▸ SET PROBLEM
Copy out lines with the word "screenshot" from the material that follows.

+++

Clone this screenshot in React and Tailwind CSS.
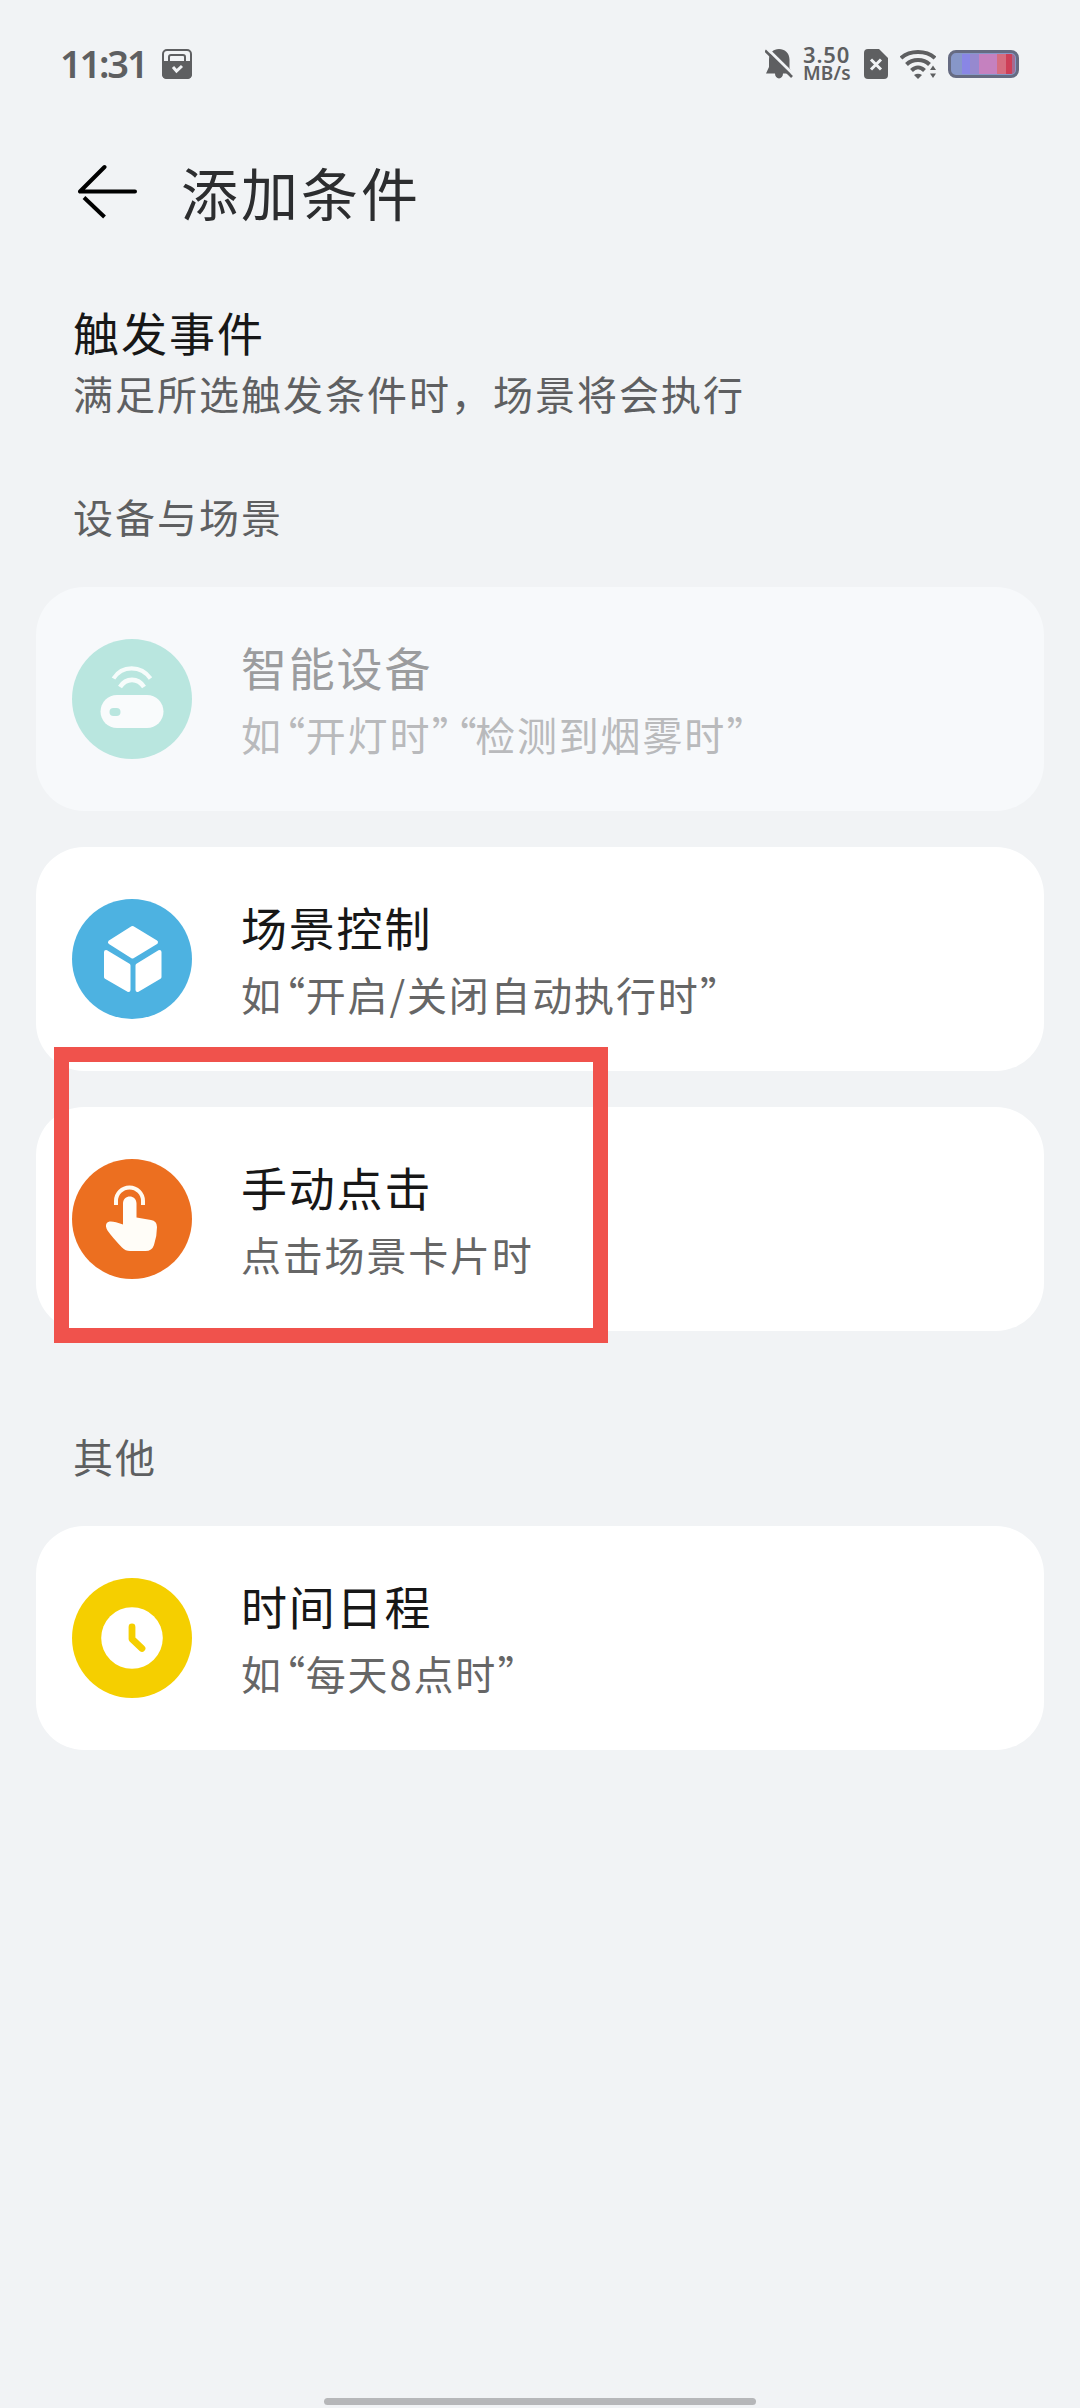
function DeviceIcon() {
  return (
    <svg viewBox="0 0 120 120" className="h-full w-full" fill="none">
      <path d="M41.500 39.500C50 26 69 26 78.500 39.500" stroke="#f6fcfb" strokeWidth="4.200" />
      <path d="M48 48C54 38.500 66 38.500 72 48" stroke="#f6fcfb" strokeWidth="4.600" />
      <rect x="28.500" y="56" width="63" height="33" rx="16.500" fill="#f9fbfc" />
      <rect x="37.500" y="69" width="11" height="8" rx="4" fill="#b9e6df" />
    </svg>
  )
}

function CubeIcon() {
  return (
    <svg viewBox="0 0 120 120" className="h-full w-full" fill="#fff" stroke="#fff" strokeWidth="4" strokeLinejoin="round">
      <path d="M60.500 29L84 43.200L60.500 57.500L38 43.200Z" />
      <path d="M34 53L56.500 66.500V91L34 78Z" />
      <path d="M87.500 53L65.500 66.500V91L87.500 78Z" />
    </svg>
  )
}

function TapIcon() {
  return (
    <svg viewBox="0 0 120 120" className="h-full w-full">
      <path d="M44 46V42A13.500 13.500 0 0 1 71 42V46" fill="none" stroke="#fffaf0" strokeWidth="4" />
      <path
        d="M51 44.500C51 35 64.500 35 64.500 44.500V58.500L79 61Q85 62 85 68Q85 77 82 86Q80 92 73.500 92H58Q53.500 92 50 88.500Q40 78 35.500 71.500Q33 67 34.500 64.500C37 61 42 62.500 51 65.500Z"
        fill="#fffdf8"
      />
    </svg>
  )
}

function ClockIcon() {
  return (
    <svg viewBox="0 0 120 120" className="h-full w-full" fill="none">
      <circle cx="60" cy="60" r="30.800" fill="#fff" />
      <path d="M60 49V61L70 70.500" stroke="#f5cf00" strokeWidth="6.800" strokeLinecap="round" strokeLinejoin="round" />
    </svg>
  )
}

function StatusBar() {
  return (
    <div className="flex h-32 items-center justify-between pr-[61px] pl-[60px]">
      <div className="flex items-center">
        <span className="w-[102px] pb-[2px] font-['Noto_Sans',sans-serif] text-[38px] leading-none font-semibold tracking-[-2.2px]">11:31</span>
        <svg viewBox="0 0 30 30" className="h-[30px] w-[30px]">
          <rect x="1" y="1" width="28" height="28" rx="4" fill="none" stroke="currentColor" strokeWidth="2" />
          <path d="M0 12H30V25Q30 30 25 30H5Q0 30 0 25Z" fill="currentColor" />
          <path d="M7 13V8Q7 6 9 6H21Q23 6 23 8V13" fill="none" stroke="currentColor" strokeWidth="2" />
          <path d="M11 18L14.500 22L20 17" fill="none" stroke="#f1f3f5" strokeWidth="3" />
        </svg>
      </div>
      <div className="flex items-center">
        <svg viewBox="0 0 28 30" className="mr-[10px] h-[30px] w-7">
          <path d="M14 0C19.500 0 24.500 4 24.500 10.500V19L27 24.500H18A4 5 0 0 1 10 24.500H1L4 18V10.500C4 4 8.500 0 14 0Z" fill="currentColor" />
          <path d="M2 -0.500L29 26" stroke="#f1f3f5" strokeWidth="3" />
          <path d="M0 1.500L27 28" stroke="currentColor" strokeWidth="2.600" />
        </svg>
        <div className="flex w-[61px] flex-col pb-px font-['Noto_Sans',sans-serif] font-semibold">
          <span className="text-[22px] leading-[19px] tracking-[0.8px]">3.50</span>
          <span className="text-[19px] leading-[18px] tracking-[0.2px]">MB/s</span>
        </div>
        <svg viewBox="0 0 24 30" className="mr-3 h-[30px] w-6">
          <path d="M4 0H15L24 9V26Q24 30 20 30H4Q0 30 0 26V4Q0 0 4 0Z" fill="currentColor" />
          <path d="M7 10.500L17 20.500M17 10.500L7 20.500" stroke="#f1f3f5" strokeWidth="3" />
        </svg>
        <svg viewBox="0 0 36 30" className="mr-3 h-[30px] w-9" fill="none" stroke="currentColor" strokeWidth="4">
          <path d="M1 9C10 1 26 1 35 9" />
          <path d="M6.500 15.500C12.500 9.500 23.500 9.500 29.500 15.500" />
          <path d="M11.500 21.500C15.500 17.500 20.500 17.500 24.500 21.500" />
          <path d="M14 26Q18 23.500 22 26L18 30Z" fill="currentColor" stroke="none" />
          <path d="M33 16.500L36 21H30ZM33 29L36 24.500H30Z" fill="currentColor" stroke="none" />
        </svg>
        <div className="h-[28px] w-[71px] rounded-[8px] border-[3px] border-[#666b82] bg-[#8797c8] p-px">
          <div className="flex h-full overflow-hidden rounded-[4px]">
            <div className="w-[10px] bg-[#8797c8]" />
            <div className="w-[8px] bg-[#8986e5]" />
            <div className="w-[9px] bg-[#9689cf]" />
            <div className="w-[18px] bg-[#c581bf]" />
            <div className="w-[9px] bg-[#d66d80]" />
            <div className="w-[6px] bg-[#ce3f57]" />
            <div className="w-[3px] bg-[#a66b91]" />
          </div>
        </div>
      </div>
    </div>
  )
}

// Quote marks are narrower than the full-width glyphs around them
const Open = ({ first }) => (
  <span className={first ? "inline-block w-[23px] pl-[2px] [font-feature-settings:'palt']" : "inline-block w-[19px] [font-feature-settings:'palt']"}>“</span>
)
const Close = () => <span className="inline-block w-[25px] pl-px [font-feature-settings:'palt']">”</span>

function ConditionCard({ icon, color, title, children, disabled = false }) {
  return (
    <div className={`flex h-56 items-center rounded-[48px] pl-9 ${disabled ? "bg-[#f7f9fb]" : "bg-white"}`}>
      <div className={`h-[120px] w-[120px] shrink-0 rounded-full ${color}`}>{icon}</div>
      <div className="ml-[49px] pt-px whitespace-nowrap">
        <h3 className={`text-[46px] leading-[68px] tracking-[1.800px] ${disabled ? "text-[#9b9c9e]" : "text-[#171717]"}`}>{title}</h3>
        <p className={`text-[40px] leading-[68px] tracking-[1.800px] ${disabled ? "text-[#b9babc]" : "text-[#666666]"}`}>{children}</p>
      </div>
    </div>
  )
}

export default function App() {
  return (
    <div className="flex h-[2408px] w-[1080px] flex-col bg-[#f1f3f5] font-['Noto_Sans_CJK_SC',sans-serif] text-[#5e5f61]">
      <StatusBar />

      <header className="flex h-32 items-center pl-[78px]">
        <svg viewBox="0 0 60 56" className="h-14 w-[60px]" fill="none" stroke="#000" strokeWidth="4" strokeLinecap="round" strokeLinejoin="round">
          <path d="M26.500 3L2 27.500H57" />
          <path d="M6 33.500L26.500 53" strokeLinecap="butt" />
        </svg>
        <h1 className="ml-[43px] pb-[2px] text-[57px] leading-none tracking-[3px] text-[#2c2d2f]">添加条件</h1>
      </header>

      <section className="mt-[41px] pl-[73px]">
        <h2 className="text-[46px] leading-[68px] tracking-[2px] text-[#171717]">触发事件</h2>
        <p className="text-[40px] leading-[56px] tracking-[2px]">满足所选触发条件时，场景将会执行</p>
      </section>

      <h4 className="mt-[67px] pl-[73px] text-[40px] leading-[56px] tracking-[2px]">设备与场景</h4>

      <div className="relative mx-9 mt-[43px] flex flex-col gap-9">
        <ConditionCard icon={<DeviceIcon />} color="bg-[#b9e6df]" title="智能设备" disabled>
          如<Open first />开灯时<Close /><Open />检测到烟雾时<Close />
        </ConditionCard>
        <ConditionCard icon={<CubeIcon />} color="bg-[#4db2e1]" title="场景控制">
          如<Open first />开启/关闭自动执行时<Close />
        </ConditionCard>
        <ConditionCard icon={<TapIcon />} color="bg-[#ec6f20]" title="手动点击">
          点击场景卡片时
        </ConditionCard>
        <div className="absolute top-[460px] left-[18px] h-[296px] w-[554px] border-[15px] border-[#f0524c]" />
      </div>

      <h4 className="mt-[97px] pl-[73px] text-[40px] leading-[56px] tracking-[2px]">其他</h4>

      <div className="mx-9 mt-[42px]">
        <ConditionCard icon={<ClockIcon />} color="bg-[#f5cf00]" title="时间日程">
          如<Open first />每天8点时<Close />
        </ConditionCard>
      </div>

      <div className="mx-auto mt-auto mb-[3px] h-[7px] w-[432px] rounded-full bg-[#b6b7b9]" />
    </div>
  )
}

+++

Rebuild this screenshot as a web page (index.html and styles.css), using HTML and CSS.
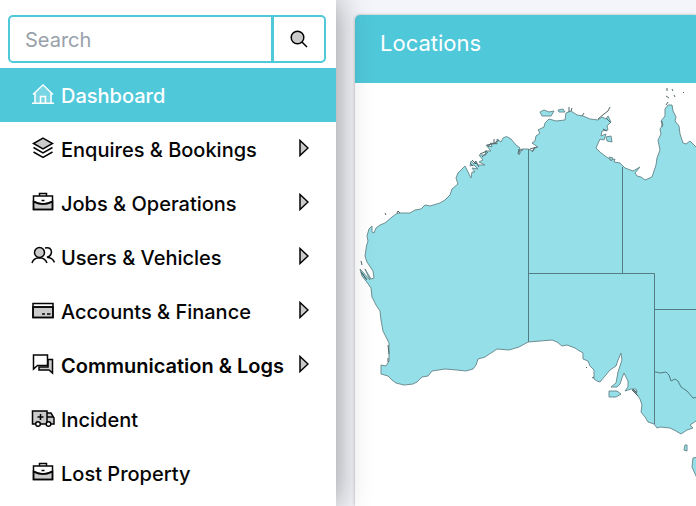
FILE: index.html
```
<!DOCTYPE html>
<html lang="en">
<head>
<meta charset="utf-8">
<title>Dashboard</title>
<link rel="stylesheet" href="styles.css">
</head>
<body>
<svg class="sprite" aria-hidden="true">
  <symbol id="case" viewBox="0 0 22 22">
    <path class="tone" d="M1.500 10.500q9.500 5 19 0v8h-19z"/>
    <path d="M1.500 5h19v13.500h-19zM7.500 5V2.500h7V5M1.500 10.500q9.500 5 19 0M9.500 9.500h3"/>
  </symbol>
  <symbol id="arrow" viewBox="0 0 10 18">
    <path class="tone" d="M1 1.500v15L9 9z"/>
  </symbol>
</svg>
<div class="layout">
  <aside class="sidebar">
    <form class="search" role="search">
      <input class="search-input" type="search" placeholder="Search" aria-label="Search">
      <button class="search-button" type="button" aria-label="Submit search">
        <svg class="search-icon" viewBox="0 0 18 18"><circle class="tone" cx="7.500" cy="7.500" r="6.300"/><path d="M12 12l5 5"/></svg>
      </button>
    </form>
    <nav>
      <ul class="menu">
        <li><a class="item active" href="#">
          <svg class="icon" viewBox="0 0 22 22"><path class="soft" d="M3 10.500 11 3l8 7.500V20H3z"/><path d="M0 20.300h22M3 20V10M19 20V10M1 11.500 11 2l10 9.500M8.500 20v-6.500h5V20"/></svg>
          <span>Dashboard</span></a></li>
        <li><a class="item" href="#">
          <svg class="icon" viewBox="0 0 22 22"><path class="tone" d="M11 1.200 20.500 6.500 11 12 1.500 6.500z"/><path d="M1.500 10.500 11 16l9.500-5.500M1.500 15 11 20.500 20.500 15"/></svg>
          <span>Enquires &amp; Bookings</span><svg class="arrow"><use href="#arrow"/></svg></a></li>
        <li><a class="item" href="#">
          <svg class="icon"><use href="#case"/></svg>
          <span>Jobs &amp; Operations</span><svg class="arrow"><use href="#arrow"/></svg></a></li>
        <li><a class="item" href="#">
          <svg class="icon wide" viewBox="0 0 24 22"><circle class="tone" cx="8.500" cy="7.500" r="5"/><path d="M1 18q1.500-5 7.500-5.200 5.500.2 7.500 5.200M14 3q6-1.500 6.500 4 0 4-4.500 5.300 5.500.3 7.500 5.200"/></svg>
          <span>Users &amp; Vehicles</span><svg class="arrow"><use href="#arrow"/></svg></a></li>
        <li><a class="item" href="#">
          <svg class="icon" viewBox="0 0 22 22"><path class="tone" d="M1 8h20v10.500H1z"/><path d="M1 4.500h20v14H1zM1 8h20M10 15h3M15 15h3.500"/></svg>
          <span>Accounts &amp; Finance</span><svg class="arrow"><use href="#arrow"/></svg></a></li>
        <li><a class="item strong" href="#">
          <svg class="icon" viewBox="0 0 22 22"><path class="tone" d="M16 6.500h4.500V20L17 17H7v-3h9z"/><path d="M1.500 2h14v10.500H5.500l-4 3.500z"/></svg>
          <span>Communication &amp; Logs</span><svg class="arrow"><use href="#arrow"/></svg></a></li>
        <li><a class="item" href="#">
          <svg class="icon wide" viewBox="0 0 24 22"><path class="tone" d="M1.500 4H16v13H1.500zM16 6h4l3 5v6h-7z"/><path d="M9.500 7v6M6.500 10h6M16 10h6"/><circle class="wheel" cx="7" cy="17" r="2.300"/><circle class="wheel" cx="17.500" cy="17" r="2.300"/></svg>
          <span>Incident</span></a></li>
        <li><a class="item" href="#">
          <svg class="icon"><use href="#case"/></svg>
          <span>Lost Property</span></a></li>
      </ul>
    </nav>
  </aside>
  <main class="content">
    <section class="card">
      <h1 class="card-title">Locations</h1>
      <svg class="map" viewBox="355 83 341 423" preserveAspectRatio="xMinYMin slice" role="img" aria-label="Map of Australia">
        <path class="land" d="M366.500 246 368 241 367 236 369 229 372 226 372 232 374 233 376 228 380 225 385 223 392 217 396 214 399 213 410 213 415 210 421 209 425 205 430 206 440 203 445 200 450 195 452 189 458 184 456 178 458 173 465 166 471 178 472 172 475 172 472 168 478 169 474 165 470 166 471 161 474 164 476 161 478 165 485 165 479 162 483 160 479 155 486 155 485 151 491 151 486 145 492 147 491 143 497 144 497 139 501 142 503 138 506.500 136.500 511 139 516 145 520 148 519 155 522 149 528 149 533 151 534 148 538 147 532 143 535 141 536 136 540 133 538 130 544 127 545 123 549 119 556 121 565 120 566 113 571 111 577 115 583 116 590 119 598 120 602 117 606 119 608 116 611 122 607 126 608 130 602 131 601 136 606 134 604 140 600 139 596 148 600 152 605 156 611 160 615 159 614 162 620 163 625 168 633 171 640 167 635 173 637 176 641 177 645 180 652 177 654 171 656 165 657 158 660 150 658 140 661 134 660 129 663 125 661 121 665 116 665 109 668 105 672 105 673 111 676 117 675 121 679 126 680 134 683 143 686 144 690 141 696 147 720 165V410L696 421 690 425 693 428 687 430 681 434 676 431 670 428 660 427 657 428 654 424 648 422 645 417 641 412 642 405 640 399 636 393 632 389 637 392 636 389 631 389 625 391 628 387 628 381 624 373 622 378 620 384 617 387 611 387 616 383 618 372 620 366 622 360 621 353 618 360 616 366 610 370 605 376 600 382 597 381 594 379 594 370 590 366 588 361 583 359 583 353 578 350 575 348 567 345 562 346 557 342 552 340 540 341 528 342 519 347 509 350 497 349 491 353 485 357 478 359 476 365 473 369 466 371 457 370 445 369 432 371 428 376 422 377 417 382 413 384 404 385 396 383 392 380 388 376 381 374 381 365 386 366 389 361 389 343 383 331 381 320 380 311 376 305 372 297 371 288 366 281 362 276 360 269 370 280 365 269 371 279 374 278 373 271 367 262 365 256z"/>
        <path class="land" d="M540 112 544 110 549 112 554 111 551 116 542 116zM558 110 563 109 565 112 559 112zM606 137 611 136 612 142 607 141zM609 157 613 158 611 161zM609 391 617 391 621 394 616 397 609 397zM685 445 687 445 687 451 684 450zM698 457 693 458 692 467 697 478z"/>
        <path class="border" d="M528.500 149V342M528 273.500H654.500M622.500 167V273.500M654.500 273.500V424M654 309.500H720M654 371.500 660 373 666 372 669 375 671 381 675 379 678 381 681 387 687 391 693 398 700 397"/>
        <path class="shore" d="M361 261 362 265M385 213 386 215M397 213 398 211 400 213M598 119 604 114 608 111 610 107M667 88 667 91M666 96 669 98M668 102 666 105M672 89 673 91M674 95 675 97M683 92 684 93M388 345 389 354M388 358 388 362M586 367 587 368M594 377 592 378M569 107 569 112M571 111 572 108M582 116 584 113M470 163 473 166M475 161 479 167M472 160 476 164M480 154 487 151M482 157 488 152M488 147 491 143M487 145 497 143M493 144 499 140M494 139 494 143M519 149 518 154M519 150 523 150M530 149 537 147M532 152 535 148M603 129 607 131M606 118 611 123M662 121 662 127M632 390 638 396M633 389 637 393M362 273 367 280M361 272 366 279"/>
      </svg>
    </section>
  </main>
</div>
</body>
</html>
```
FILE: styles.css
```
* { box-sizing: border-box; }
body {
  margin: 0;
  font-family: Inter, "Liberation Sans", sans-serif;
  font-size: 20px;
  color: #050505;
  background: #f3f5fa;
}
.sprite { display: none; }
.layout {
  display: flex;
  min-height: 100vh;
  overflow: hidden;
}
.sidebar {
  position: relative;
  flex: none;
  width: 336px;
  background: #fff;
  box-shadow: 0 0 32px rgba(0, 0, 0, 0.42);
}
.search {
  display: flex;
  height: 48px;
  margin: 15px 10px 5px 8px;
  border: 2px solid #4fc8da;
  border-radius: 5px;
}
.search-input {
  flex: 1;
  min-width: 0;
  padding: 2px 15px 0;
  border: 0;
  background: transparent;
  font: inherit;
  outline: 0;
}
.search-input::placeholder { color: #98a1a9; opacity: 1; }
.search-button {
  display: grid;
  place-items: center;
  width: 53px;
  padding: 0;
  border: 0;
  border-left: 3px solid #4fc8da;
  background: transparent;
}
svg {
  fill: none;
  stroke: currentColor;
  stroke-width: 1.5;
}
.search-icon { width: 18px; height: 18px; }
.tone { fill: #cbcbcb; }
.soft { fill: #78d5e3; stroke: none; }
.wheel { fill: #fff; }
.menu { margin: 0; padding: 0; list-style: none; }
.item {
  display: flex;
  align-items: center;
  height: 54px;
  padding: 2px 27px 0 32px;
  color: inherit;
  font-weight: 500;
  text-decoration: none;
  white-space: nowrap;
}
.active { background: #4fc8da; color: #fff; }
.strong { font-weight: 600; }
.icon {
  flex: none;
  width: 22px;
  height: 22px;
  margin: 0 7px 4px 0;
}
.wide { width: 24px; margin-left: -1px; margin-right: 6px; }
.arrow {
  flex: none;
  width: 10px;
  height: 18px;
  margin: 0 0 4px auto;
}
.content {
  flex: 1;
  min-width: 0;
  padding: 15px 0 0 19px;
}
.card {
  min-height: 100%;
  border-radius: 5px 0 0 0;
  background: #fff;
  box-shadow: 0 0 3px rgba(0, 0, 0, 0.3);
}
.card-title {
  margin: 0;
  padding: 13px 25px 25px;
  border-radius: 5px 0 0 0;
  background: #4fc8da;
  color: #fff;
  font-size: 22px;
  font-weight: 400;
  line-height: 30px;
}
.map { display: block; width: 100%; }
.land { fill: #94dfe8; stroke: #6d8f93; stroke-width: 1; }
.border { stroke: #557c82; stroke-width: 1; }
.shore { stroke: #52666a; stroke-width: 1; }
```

+++

▸ ANSWER BELOW
Clone this screenshot in React and Tailwind CSS.
Rebuild this screenshot as a web page (index.html and styles.css), using HTML and CSS.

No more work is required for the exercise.